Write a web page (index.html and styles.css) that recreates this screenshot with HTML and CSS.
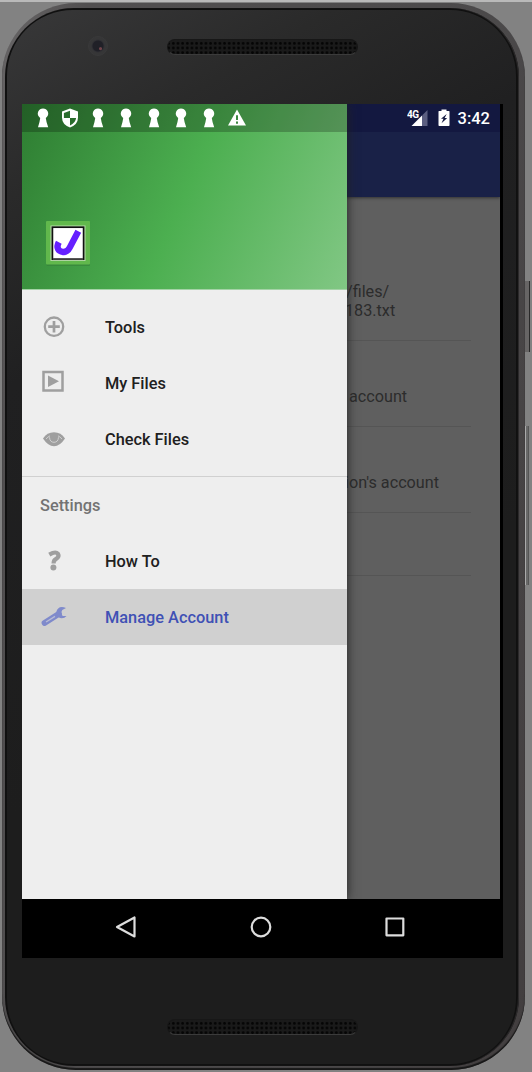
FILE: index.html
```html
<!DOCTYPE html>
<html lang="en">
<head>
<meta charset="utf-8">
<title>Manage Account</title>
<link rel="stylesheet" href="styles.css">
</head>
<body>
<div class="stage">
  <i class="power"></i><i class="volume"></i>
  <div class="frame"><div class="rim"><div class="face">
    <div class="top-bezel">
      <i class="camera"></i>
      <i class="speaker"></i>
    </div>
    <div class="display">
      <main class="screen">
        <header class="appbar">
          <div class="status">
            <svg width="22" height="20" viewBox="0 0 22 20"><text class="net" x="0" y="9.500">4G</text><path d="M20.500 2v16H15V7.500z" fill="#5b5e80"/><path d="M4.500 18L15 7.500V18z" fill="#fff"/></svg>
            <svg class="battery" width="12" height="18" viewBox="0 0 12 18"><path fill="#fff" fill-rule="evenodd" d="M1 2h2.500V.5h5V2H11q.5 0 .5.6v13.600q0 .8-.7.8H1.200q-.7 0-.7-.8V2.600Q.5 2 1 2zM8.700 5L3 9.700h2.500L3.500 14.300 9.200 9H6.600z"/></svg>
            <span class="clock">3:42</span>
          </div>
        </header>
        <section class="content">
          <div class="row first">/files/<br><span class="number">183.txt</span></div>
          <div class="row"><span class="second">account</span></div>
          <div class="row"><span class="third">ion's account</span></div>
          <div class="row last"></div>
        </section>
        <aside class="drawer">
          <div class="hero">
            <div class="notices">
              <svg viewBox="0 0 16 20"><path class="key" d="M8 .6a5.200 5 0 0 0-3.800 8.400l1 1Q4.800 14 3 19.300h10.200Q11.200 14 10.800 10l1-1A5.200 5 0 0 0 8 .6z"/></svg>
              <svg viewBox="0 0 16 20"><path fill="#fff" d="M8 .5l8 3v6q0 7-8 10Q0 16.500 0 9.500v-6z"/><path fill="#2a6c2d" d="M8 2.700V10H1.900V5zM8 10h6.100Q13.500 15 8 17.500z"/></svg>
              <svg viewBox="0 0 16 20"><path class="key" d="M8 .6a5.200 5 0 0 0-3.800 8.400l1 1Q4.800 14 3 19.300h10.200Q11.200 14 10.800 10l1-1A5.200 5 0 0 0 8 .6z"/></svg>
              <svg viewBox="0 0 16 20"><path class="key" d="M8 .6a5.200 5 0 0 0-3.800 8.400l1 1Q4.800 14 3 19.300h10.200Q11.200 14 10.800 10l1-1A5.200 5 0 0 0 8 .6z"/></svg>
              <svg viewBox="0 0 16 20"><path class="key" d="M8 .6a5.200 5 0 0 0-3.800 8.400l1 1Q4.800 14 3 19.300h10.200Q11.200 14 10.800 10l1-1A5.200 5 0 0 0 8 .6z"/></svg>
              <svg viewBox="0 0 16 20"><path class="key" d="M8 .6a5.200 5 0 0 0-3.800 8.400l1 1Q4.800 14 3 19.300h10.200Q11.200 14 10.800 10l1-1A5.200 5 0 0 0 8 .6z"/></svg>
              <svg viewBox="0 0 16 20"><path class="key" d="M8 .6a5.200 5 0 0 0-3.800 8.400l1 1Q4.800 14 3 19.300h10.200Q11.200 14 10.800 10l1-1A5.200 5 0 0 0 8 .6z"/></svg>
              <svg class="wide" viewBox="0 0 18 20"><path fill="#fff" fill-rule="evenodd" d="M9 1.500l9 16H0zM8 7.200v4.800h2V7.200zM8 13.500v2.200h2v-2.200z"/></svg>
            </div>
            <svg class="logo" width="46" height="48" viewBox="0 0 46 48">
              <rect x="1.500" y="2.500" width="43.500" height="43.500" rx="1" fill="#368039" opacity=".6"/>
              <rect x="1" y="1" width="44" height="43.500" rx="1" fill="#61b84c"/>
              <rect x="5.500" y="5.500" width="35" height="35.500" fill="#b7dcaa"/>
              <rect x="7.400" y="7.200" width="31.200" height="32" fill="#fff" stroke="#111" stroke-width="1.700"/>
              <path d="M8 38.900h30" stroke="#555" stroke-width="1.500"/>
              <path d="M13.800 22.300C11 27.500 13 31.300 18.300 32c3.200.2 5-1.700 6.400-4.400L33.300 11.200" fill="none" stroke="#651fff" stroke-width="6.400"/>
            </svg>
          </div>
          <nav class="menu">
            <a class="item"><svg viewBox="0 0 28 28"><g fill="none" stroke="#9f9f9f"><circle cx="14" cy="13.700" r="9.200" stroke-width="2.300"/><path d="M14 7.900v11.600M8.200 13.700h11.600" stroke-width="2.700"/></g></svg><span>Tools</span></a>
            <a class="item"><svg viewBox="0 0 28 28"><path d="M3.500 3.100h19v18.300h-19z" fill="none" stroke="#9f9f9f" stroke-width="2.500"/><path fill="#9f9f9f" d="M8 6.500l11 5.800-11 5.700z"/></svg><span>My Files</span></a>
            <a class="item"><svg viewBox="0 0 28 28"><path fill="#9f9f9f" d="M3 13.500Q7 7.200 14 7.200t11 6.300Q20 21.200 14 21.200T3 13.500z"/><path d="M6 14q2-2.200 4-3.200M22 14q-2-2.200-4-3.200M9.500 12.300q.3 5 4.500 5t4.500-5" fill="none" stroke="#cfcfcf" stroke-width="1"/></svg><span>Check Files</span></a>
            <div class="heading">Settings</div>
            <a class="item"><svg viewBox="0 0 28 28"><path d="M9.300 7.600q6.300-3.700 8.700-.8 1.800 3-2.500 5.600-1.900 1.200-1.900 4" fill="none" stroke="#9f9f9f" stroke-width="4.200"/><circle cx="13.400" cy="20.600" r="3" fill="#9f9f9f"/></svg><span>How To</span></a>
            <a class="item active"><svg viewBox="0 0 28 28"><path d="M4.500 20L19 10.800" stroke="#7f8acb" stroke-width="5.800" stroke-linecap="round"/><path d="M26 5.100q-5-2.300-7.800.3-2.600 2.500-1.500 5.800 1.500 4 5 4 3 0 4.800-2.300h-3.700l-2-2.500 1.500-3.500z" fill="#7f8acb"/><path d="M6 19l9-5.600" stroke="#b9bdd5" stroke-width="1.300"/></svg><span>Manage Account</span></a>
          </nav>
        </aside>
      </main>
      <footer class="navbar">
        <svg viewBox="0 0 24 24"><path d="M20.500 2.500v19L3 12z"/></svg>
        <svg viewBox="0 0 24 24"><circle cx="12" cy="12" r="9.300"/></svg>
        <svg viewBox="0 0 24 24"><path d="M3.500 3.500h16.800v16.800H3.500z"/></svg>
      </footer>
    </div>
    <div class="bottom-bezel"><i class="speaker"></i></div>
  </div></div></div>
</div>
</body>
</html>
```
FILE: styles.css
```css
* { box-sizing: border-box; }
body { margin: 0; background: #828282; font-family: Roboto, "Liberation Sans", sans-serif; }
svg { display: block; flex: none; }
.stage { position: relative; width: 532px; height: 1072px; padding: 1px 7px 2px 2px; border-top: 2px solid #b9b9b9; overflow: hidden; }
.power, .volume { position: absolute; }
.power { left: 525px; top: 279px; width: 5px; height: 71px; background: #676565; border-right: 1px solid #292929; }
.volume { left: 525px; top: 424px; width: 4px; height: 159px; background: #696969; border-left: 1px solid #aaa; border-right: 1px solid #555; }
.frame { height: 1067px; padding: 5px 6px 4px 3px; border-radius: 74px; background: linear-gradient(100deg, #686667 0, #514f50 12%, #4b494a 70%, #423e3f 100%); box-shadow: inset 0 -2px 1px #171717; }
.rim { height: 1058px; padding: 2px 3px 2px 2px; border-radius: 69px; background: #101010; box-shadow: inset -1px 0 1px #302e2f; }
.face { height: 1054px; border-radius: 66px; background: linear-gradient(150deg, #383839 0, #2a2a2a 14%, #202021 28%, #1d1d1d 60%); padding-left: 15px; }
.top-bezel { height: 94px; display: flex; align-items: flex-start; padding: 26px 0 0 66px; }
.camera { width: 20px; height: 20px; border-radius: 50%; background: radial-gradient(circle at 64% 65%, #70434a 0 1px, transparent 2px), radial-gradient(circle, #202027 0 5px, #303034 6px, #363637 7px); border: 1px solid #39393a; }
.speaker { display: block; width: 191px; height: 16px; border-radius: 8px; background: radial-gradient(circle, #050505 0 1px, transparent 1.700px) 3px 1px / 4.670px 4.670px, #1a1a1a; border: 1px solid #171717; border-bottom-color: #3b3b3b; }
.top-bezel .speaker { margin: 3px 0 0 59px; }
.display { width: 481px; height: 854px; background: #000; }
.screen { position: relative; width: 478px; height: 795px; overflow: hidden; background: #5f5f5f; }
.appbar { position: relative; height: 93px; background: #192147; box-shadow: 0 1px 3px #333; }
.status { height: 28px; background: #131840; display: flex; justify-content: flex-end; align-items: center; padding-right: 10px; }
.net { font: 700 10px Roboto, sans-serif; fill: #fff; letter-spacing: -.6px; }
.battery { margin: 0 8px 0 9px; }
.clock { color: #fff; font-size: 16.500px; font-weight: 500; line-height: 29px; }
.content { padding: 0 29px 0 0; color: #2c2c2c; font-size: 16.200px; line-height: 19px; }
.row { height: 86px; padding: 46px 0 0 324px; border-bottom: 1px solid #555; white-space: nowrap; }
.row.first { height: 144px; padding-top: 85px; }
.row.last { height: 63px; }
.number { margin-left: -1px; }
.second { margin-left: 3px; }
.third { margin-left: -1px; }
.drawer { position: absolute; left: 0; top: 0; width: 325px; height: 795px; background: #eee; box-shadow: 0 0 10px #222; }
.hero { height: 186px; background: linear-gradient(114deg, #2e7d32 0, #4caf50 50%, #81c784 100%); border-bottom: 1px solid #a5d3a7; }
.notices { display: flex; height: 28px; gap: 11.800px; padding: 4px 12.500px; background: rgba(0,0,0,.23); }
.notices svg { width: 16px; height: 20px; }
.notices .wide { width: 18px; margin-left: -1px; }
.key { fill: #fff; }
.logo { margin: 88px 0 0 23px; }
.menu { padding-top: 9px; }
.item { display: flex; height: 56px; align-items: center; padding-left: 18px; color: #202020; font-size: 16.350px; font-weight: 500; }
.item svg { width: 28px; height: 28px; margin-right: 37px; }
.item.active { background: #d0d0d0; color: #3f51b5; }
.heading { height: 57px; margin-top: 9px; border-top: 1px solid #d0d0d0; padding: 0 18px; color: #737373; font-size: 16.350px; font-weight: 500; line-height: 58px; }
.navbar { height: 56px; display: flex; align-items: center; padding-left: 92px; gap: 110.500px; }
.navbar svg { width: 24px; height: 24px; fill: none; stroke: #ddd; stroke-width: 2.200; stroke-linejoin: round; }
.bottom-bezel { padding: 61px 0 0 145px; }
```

- - - - -

* [Directions]
Every line that holds the string "styles" should be returned.

* [Expected answer]
Write a web page (index.html and styles.css) that recreates this screenshot with HTML and CSS.
<link rel="stylesheet" href="styles.css">
FILE: styles.css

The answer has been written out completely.